A Quiet Place - Good Horror Flick That Progressives Hate

John Black
Review

A Quiet Place, a horror film currently second in the U.S box office (only beaten by that Giant Gorilla movie starring the ex-wrestler), has managed to piss off the kinds of people I feel sure Right Mind’s readers would be quite happy were pissed off.

The setting of the film is idyllic – rural America; corn fields, woods, waterfalls, in the middle of it all, a tight loving nuclear family and most of all, sweet, sweet silence. No tits babbling non-stop into their phones, or worse, hands free, letting the wider universe know vital information like what they’re having for dinner. No Neanderthals cruising down the street with their car stereos turned up to 11. Bliss I’d say. Only downside being the large carnivorous monsters stalking the countryside zeroing in on any sound louder than a mouse fart. Hence the need for silence.

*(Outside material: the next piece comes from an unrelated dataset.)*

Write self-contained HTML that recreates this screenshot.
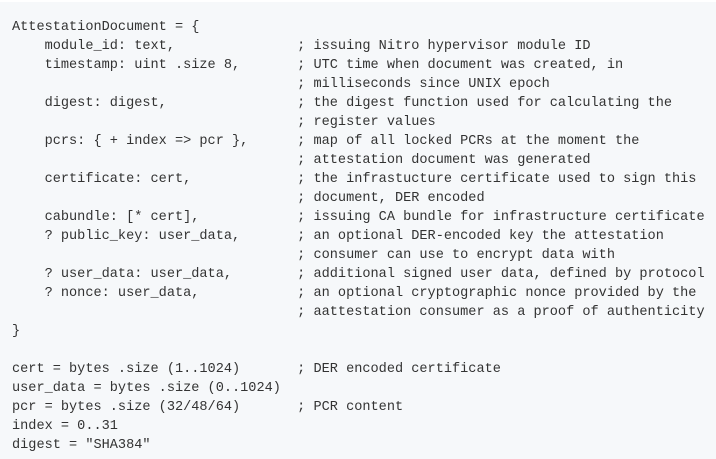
<!DOCTYPE html>
<html><head><style>
html,body{margin:0;padding:0;}
body{width:716px;height:459px;background:#f6f8fa;overflow:hidden;position:relative;}
.top{position:absolute;left:0;top:0;width:716px;height:2px;background:#fff;}
pre{position:absolute;left:12px;top:18px;margin:0;font-family:"Liberation Mono",monospace;font-size:13.58px;line-height:19px;color:#333;white-space:pre;}
</style></head><body><div class="top"></div><pre>AttestationDocument = {
    module_id: text,               ; issuing Nitro hypervisor module ID
    timestamp: uint .size 8,       ; UTC time when document was created, in
                                   ; milliseconds since UNIX epoch
    digest: digest,                ; the digest function used for calculating the
                                   ; register values
    pcrs: { + index => pcr },      ; map of all locked PCRs at the moment the
                                   ; attestation document was generated
    certificate: cert,             ; the infrastucture certificate used to sign this
                                   ; document, DER encoded
    cabundle: [* cert],            ; issuing CA bundle for infrastructure certificate
    ? public_key: user_data,       ; an optional DER-encoded key the attestation
                                   ; consumer can use to encrypt data with
    ? user_data: user_data,        ; additional signed user data, defined by protocol
    ? nonce: user_data,            ; an optional cryptographic nonce provided by the
                                   ; aattestation consumer as a proof of authenticity
}

cert = bytes .size (1..1024)       ; DER encoded certificate
user_data = bytes .size (0..1024)
pcr = bytes .size (32/48/64)       ; PCR content
index = 0..31
digest = "SHA384"</pre></body></html>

The concept of a film built around silence could have been nothing but an audience baiting gimmick. Fortunately, director, co-writer and star, John Krasinski develops the premise fully – details such as the characters going barefoot and walking on sand to avoid footsteps, abound. He also understands that all the high concepts and gore "don’t a scary movie make" without the audience giving a monkey’s as to what happens to the characters. And we do. The film is brilliantly acted, paced, and scored.

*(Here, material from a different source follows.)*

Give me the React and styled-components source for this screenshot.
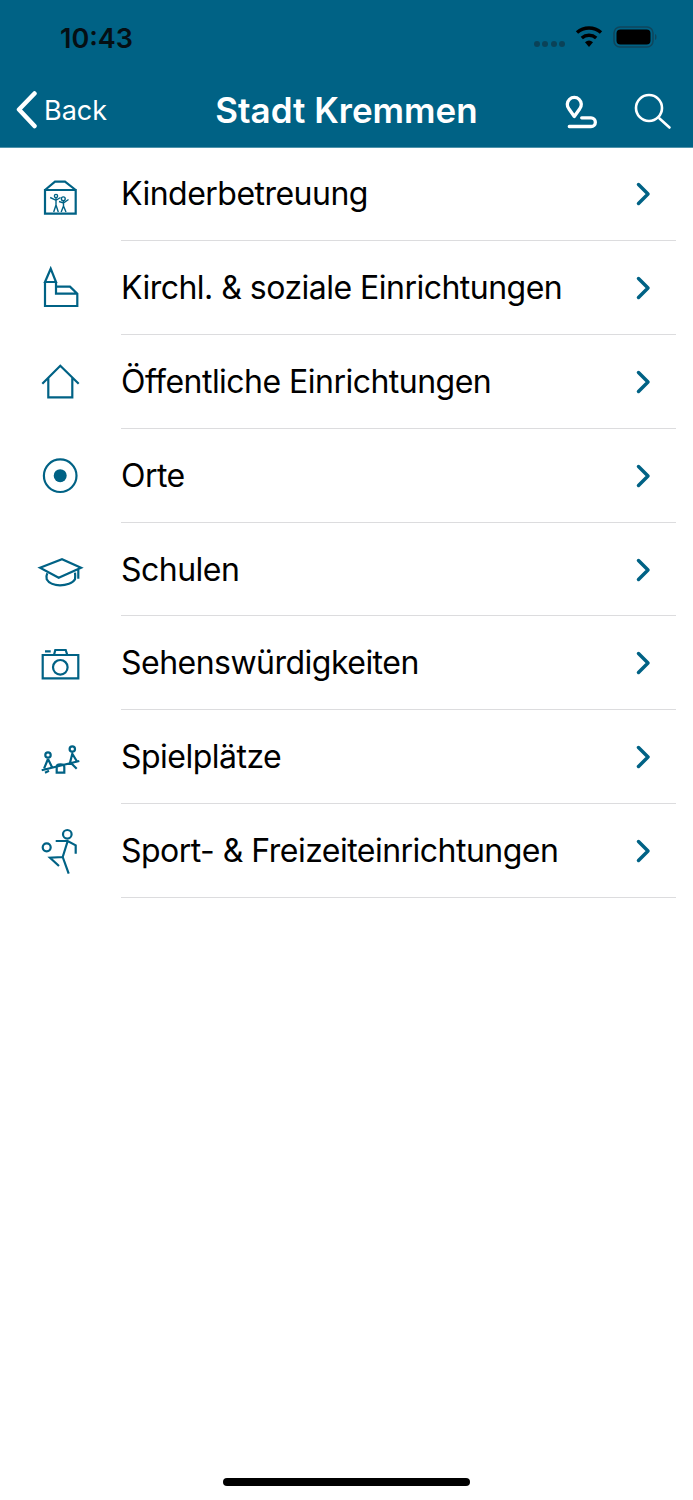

So what’s got all the leftist type’s panties in a bunch? The film consciously or not, fails to follow the progressive agenda, and therefore can be seen as conservative friendly. Its pro-family. The family unit is not mocked as an outmoded nightmare of frustration and acrimony but depicted as a source of strength. There are obvious gender roles. The father (played by Krasinski himself) is a protector/provider. We see him hunting and building things. The mother (Emily Blunt) is shown doing the washing. Jeez! Doesn’t she know about feminism? It’s Pro-life. The mother falls pregnant and even given their trying circumstances (noisy baby, homicidal noise attracted monsters) it’s considered a good thing! Outrageous! It portrays Christians in a positive light. There is a short scene where the family hold hands and pray. Isn’t it something to have the religion foundational to western civilization not mocked or belittled in a Hollywood film, but suggestive of strength and togetherness? It is also in its final moments pro-gun, but only in the sense of a gun being a pretty good thing to have around when confronting something that looks like the unholy offspring of a Xenomorph and the creature from the black lagoon. What do you these lefties expect them to do? Bore it into submission with readings from Das Kapital?

But don’t see it just because it’s "conservative friendly". That would be doing what poo-faced progressives do when they sit through nine hour documentaries on lesbian trade unionists in Brazil; putting politics before entertainment. See it because it’s an inventive, emotionally engaging, two-changes-of underwear horror movie.